Olaydan sonra Almanya’daki islami cemaatlerin temsilcileri, camii yöneticileri, müslüman sivil toplum örgütleri derhal basının karşısına geçtiler. „İslam’da yok böyle birşey. Bu aile içi bir problem. Bu menfur cinayet İslam’la iliştirilemez“ cümleleri uzun uzun tekrar edildi.
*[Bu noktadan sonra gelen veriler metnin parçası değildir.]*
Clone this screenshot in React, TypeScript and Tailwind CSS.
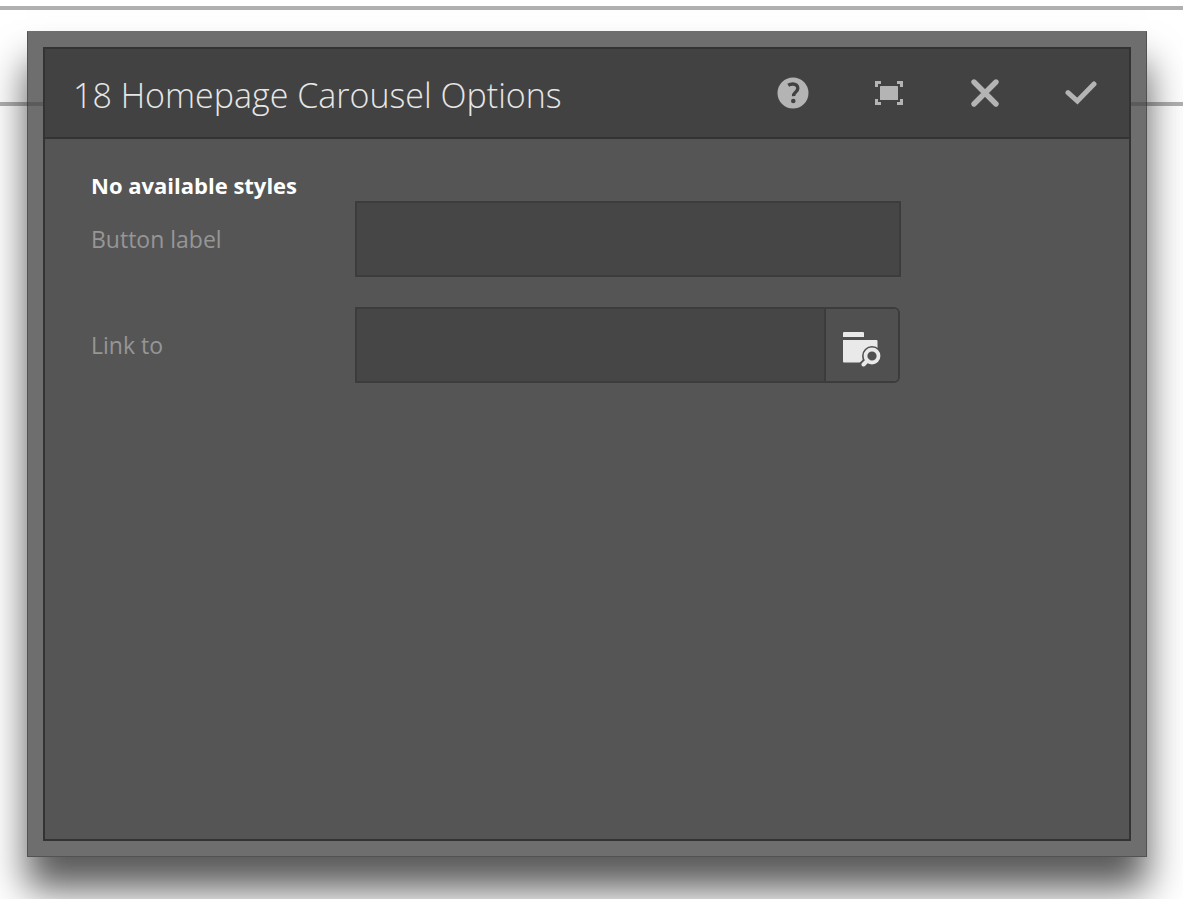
import { useState } from "react";
import type { ReactNode } from "react";

function HeaderButton({ label, children }: { label: string; children: ReactNode }) {
  return (
    <button
      type="button"
      aria-label={label}
      className="flex h-20 w-24 items-center justify-center text-[#b4b4b4] hover:text-white"
    >
      {children}
    </button>
  );
}

function HelpIcon() {
  return (
    <svg width="32" height="32" viewBox="0 0 32 32" aria-hidden="true">
      <circle cx="16" cy="16" r="15.5" fill="currentColor" />
      <path
        d="M11.2 8.300C12.800 7.300 14.300 7 15.800 7c3 0 5 1.700 5 4.200 0 2.200-1.300 3.300-2.500 4.300-1.300 1.100-1.800 1.700-1.700 3.700"
        fill="none"
        stroke="#424242"
        strokeWidth="3.400"
      />
      <circle cx="16.300" cy="24" r="2.300" fill="#424242" />
    </svg>
  );
}

function FullScreenIcon() {
  return (
    <svg width="30" height="26" viewBox="0 0 30 26" aria-hidden="true" fill="currentColor">
      <path d="M1 1h6v3H4v3H1zM23 1h6v6h-3V4h-3zM1 19h3v3h3v3H1zM26 19h3v6h-6v-3h3z" />
      <rect x="6" y="6" width="18" height="14" rx="0.500" />
    </svg>
  );
}

function CloseIcon() {
  return (
    <svg width="30" height="30" viewBox="0 0 30 30" aria-hidden="true">
      <path
        d="M4 4l22 22M26 4l-22 22"
        stroke="currentColor"
        strokeWidth="5.400"
        strokeLinecap="round"
        fill="none"
      />
    </svg>
  );
}

function CheckIcon() {
  return (
    <svg width="32" height="26" viewBox="0 0 32 26" aria-hidden="true">
      <path
        d="M3 12.600L12.400 21 29 4"
        stroke="currentColor"
        strokeWidth="5"
        strokeLinecap="round"
        fill="none"
      />
    </svg>
  );
}

function FolderSearchIcon() {
  return (
    <svg width="38" height="36" viewBox="0 0 38 36" aria-hidden="true">
      <path d="M0 6V2q0-1 1-1h19q1 0 1 1v4z" fill="#e9e9e9" />
      <path d="M0 9h33.500q1 0 1 1V31.500H1q-1 0-1-1z" fill="#e9e9e9" />
      <circle cx="29" cy="25" r="10" fill="#505050" />
      <path d="M25 29L18 36" stroke="#505050" strokeWidth="8" />
      <circle cx="29" cy="25" r="6.500" fill="#505050" stroke="#e9e9e9" strokeWidth="3.800" />
      <path d="M24.500 29.500l-4 4" stroke="#e9e9e9" strokeWidth="4" strokeLinecap="round" />
    </svg>
  );
}

export default function App() {
  const [label, setLabel] = useState("");
  const [link, setLink] = useState("");

  return (
    <div className="relative flex min-h-screen flex-col overflow-hidden bg-white pt-[31px] pr-9 pb-[42px] pl-[27px] font-['Open_Sans',sans-serif]">
      <div aria-hidden="true" className="absolute inset-x-0 top-[6px] h-[100px] border-y-4 border-[#b0b0b0]" />

      <div className="relative flex flex-1 flex-col border border-black/25 border-t-transparent bg-[#414141]/76 p-[15px] shadow-[0_32px_36px_rgba(0,0,0,0.65)]">
        <section
          role="dialog"
          aria-labelledby="dialog-title"
          className="flex flex-1 flex-col border-2 border-[#333333] bg-[#555555]"
        >
          <header className="flex h-[90px] items-center justify-between border-b-2 border-[#333333] bg-[#424242] pl-7">
            <h1 id="dialog-title" className="pt-1 text-[34px] font-light whitespace-nowrap text-[#e6e6e6]">
              18 Homepage Carousel Options
            </h1>
            <div className="flex shrink-0">
              <HeaderButton label="Help">
                <HelpIcon />
              </HeaderButton>
              <HeaderButton label="Toggle full screen">
                <FullScreenIcon />
              </HeaderButton>
              <HeaderButton label="Cancel">
                <CloseIcon />
              </HeaderButton>
              <HeaderButton label="Done">
                <CheckIcon />
              </HeaderButton>
            </div>
          </header>

          <form className="flex flex-col pt-[30px] pl-[46px]" onSubmit={(event) => event.preventDefault()}>
            <h2 className="h-8 text-[22px] leading-8 font-bold text-white">No available styles</h2>

            <div className="flex">
              <label htmlFor="button-label" className="w-[264px] shrink-0 text-[23px] leading-[76px] text-[#969696]">
                Button label
              </label>
              <input
                id="button-label"
                type="text"
                value={label}
                onChange={(event) => setLabel(event.target.value)}
                className="h-[76px] w-[546px] border-2 border-[#3c3c3c] bg-[#464646] px-4 text-[23px] text-[#e6e6e6] outline-none"
              />
            </div>

            <div className="mt-[30px] flex">
              <label htmlFor="link-to" className="w-[264px] shrink-0 text-[23px] leading-[76px] text-[#969696]">
                Link to
              </label>
              <div className="flex h-[76px] w-[545px] overflow-hidden rounded-r-md border-2 border-[#3c3c3c]">
                <input
                  id="link-to"
                  type="text"
                  value={link}
                  onChange={(event) => setLink(event.target.value)}
                  className="min-w-0 flex-1 bg-[#464646] px-4 text-[23px] text-[#e6e6e6] outline-none"
                />
                <button
                  type="button"
                  aria-label="Browse"
                  className="flex w-[74px] items-center justify-center border-l-2 border-[#3c3c3c] bg-[#505050] pt-2"
                >
                  <FolderSearchIcon />
                </button>
              </div>
            </div>
          </form>
        </section>
      </div>
    </div>
  );
}
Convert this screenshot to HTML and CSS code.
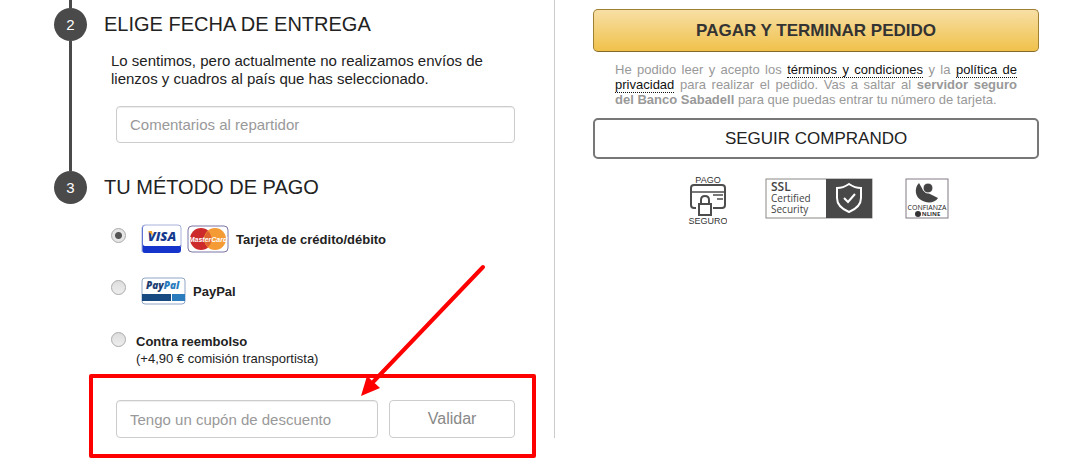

Almanlar’ın yıllardır canla başla uğraştıkları uyum politikalarını, niçin yapıldıkları hala anlaşılamayan İslam konferanslarını, diyalog girişimlerini bir gece içinde suya düşüren felaket, Türkiye’deki müslüman derneklerin, insan hakları örgütlerinin hiçbirinin gündeminde yer almadı. Hiçkimse Büşra için yürümeyi, Büşra için pankart açmayı, Büşra için ağlamayı, Büşra için bağırmayı düşünmedi. Büşra’nın ölüm nedeni, Merve’nin ölüm nedeninden daha mı az acıydı, daha mı az yürek burkucuydu, daha mı az saç baş yoldurucuydu? Yoksa Büşra daha mı az müslümandı? Yoksa Büşra size göre hakikaten günahkar mıydı? Ölümü hak mı etmişti?
Neden öldü Büşra?
Sahi, Büşra’yı delik deşik eden bıçağı sevk ve idare eden kuvve’nin adı neydi?
Bu güzel kızın günahı neydi? Niçin hiçkimse onun için „siyah çelenk“ koymayı düşünmedi; karanlık, layuhti ve din cahili mihrakların önüne?